At this point it would be good to have some detailed idea of the Massachusetts senator and how her mind works. But the press has stuck with a finger paint version. The latest example is from Ryan Lizza at The New Yorker, who reminds us how words get slopped about when the fancy press says little. From his new profile of Warren: “Warren did not predict the subsequent financial meltdown in all its particulars, but her warning about the dangers of unregulated lending was prescient.” One imagines Margaret Dumont inclining her head toward Groucho Marx: “Mr. Rittenhouse, Warren did not predict the subsequent financial,” etc. All right, Mrs.
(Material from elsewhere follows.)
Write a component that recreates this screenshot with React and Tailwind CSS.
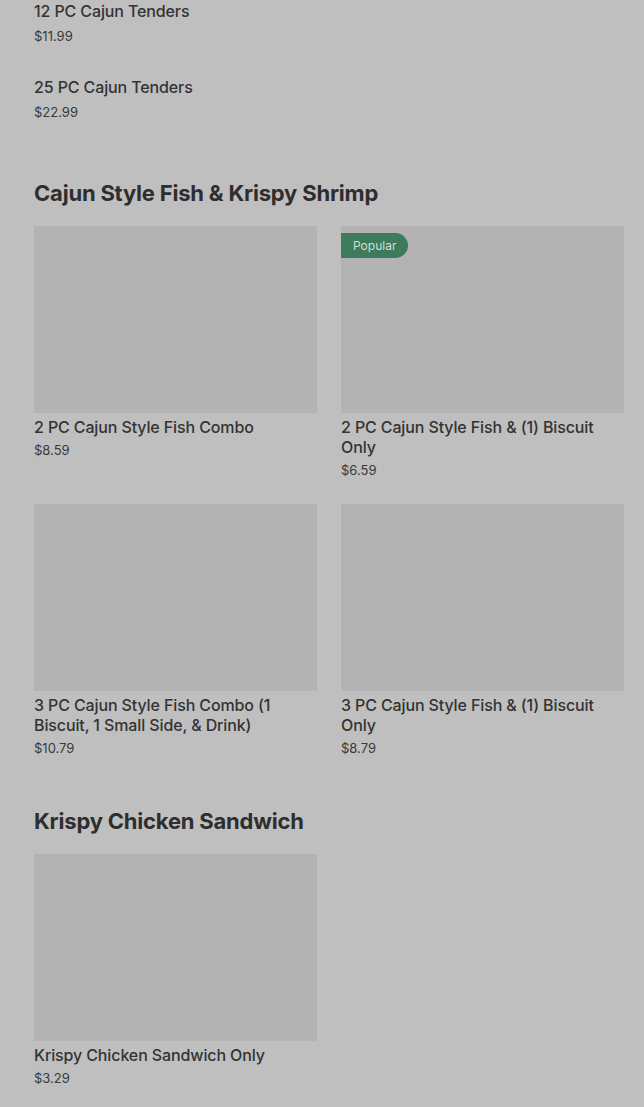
import React from "react";

const font = { fontFamily: "Inter, 'Liberation Sans', sans-serif" };

function Item({ name, price, popular }) {
  return (
    <div className="flex flex-col">
      <div className="relative h-[187px] bg-[#b3b3b3]">
        {popular && (
          <span className="absolute left-0 top-[7px] h-[25px] px-3 flex items-center rounded-r-full bg-[#3d7b5b] text-[12px] text-[#cfdfd4]">
            Popular
          </span>
        )}
      </div>
      <p className="mt-[4px] text-[16px] leading-[20px] font-medium tracking-[-0.12px] text-[#333]">{name}</p>
      <p className="mt-[5px] text-[13px] leading-[17px] text-[#3a3a3a]">{price}</p>
    </div>
  );
}

export default function App() {
  return (
    <div className="min-h-screen bg-[#bfbfbf] pl-[34px] pr-[20px] overflow-hidden" style={font}>

      {/* ── list items ── */}
      <div>
        {[
          { name: "12 PC Cajun Tenders", price: "$11.99" },
          { name: "25 PC Cajun Tenders", price: "$22.99" },
        ].map((item, i) => (
          <div key={i} className="h-[76px]">
            <p className="text-[16px] leading-[22px] font-medium tracking-[-0.12px] text-[#333]">{item.name}</p>
            <p className="mt-[3px] text-[13px] leading-[22px] text-[#3a3a3a]">{item.price}</p>
          </div>
        ))}
      </div>

      {/* ── fish & shrimp ── */}
      <h2 className="mt-[26px] text-[22px] leading-[30px] font-bold tracking-[-0.2px] text-[#2e2e2e]">
        Cajun Style Fish &amp; Krispy Shrimp
      </h2>
      <div className="mt-[18px] grid grid-cols-2 gap-x-[24px] gap-y-[25px]">
        <Item name="2 PC Cajun Style Fish Combo" price="$8.59" />
        <Item name="2 PC Cajun Style Fish & (1) Biscuit Only" price="$6.59" popular />
        <Item name="3 PC Cajun Style Fish Combo (1 Biscuit, 1 Small Side, & Drink)" price="$10.79" />
        <Item name="3 PC Cajun Style Fish & (1) Biscuit Only" price="$8.79" />
      </div>

      {/* ── sandwich ── */}
      <h2 className="mt-[49px] text-[22px] leading-[30px] font-bold tracking-[-0.2px] text-[#2e2e2e]">
        Krispy Chicken Sandwich
      </h2>
      <div className="mt-[18px] grid grid-cols-2 gap-x-[24px]">
        <Item name="Krispy Chicken Sandwich Only" price="$3.29" />
      </div>

    </div>
  );
}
Dumont would have had “Senator” in there, but otherwise it plays.

The profile covers much the same ground as Politico's big piece on Warren in March. The two start with Warren's betrayal by Hillary (who voted for the 2005 Bankruptcy Act) and continue to her betrayal by Obama (who didn't choose her to run the bureau she started). There's a dropped-in bio on how she came up the hard way (dad's death, single mom) before making herself a law professor and a nationally known expert on bankruptcy. Examples are given of the Senator's clout in office, with quotes by political mavens about how she's playing her hand. Verdict: as long as she doesn't run for president, Democrats in Congress will fear her as keeper of the base's wrath. If she does run, the jig is up.

Why? Doesn't say. I guess either the magic is gone or there's no leeway for Dems to help her without screwing Hillary. The New Yorker is also hazy about where the Senator's clout comes from. The article is so off-hand when mentioning Warren's “nationwide fund-raising network,” it sounds like the network was thought up by the person speaking in the sentence just before, an Obama aide. Like Politico, The New Yorker doesn't have much time for the central fact about the Warren phenomenon: that's there an army of people willing to give her money and punish her enemies because the Senator is against Wall Street and they have been burnt so thoroughly.

Lizza's bit of value-added is a section about Warren's alliance with small-time bankers. When the legislation for her Consumer Financial Protection Bureau had to get through Congress, Warren sat down with the community banks' top lobbyist. The result, eventually, was that the small banks kept quiet about her measure, leaving the big banks to advocate against more regulation without any p.r. cover from the little guys. Another result was that the new bureau doesn't examine little banks, just big ones.

Warren's reasoning was that… well, here Lizza becomes hard to follow. You have to pick bits of explanation off the article and mash them together, like they were lint. Once mashed, they suggest maybe that local banks already had enough oversight because they weren't rich enough to absorb and neutralize their regulators' efforts, whereas the big banks did have the money to absorb such efforts and therefore needed this further layer of regulation, which would be enough to do the trick. That might be it. As for figuring out the Trans-Pacific Partnership, I won't get my hopes up.